A water-craft of the planing type, if driven with sufficient propulsion power to get "on plane", will ride atop the surface of the water without displacing anything near its own weight of water. A water-craft "on plane" can utilize propulsion power to achieve speed.
It is characteristic of conventional planing type water-craft that inordinate amounts of propulsion power must be expended simply to raise the hull partially out of the water and to get the water-craft "on plane". Once the craft is "on plane", the applied driving force at once becomes more effective to produce speed.
It is to the design of planing hulls for water-craft that this invention is directed. An accepted design of demonstrated efficiency for planing hulls is a conventionally developed bow and midship section extending approximately two-thirds of the total hull length. At this point is located the "step", which is simply an abrupt vertical displacement of the bottom from which displacement the trailing one-third of the hull continues aft to the stern.
Operation of the stepped planing hull is simplicity itself. The stepped planing hull is driven forward with sufficient applied propulsion power to achieve a speed such that the upward pressure of the water acting on the submerged bow and midship sections raises the hull to the extent that only those hull sections forward the step ride in the water. At this point not only has the total water displacement of the hull been markedly reduced, but the entire aft one-third of the hull has been lifted and freed from the drag of the water. The hull, riding the water in this particular aspect is said to be, "on the step", or "on plane".
Simple as the stepped planing hull appears to be in execution and mode of operation, certain inherent problems beset the practitioners of planing hull art at the outset.
It was discovered early in stepped-hull development that higher propulsion power seemed to be required just prior to the moment the hull section trailing the step lifted free and the hull went "on plane". Investigation determined that a stubborn vacuum formed immediately aft the step and held the hull so tenaciously to the water at speeds that should have produced planing that it was by no means uncommon for sea-planes to find take-off in smooth water quite impossible. This situation gave rise to the technique of churning up the surface of the water and taking-off across the sea-plane' s own disturbed wake using the induced waves as a means for breaking the hull loose from the water.
Subsequently, it was discovered that air streams could be directed through the planing hull and discharged into the vacuum that developed aft the step-lift of the hull.
U.S. Pat. No. 1,812,265 (Hone, issued June 30, 1931) is one of several inventions directed to the problem of breaking the vacuum that forms immediately after the hull step. This patentee simply employed streams of air diverted through openings in the hull to break the vacuum by the hull step and once this particular function was accomplished the patentee ignored the ultimate fate of the air used to break the vacuum. A somewhat similar patent is U.S. Pat. No. 1,712,281 (Royer, issued May 7, 1929) wherein air streams induced to enter beneath the hull bottom to a location adjacent the hull step are used to eliminate the vacuum induced by the hull step.
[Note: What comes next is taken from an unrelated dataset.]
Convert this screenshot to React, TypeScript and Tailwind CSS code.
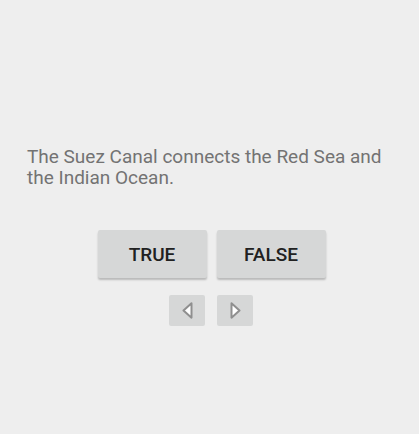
import React from "react";

const Arrow = ({ dir }: { dir: "left" | "right" }) => (
  <svg width="11" height="17" viewBox="0 0 11 17">
    <polygon
      points={dir === "left" ? "9.5,1.3 1.5,8.5 9.5,15.7" : "1.5,1.3 9.5,8.5 1.5,15.7"}
      fill="#ffffff"
      stroke="#8f8f8f"
      strokeWidth="2"
      strokeLinejoin="round"
    />
  </svg>
);

const App: React.FC = (): JSX.Element => {
  return (
    <div
      className="w-[419px] h-[434px] bg-[#eeeeee] flex flex-col"
      style={{ fontFamily: "Roboto, 'Liberation Sans', sans-serif" }}
    >
      <p className="mt-[146px] px-[27px] text-[19px] leading-[21px] text-[#737373]">
        The Suez Canal connects the Red Sea and the Indian Ocean.
      </p>
      <div className="mt-[42px] flex justify-center gap-[10px] pl-[4px]">
        <button className="w-[109px] h-[48px] pt-[3px] rounded-[2px] bg-[#d6d7d7] shadow-[0_2px_2px_rgba(0,0,0,0.22)] text-[19px] font-medium text-[#212121]">
          TRUE
        </button>
        <button className="w-[109px] h-[48px] pt-[3px] rounded-[2px] bg-[#d6d7d7] shadow-[0_2px_2px_rgba(0,0,0,0.22)] text-[19px] font-medium text-[#212121]">
          FALSE
        </button>
      </div>
      <div className="mt-[17px] flex justify-center gap-[12px] pl-[3px]">
        <button className="w-[36px] h-[31px] rounded-[2px] bg-[#d6d7d7] flex items-center justify-center">
          <Arrow dir="left" />
        </button>
        <button className="w-[36px] h-[31px] rounded-[2px] bg-[#d6d7d7] flex items-center justify-center">
          <Arrow dir="right" />
        </button>
      </div>
    </div>
  );
};

export default App;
This particular patentee trapped the air subsequent to its use for breaking the hull step vacuum and created therewith an air cushion between the two pontoons of his speed boat hull with air discharge severely restricted at the stern by means of the sternsheet.
Restriction of air discharge is of course essential if the intent, as here in the present invention, is primarily the provision of an air film for the stern sections of the hull abaft the step.
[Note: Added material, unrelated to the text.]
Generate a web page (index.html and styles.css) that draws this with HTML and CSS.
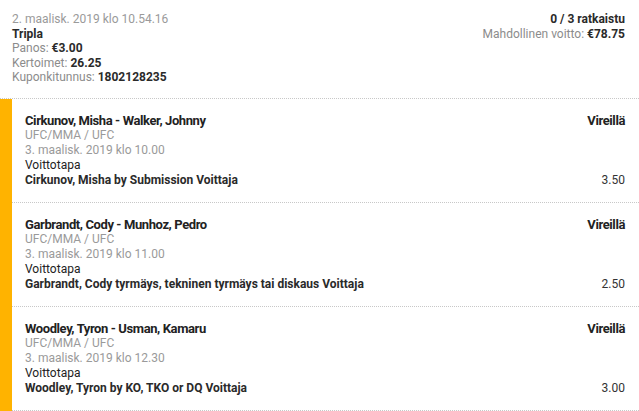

Other related patents are U.S. Pat. Nos. 3,547,064 (Glass, issued Dec. 15, 1970) and 3,606,857 (Sundquist, issued Sept. 12, 1971). Glass uses an air flow system at the rear of a monohull boat which is, generally speaking, laterally unconfined and does not produce a thin, flat air film flow. Sundquist uses a pressurized air jet propulsion system for a catamaran wherein pressurized air jets flow from the bow all the way along the full length of the hull which is canted upwardly and is not horizontally disposed.
Examples of other air-friction reducing systems for hulls are shown in U.S. Pat. Nos. 1,824,313 (Vogler, issued Sept. 22, 1921) and 1,831,339 (Brush, issued Nov. 10, 1931). Vogler uses a monohull aerating system with longitudinal fins; however there are no outboard fins and the fins do not extend to the stern. Brush uses air bleeder tubes on a hydroplane which put air in only the central portion of the hull, and the central stern portion of the hull thereafter flows upwardly, rather than being flat.
As to catamaran hulls with pivoting hulls, reference is had to U.S. Pat. No. 3,509,842 (Mitchell, issued May 5, 1970).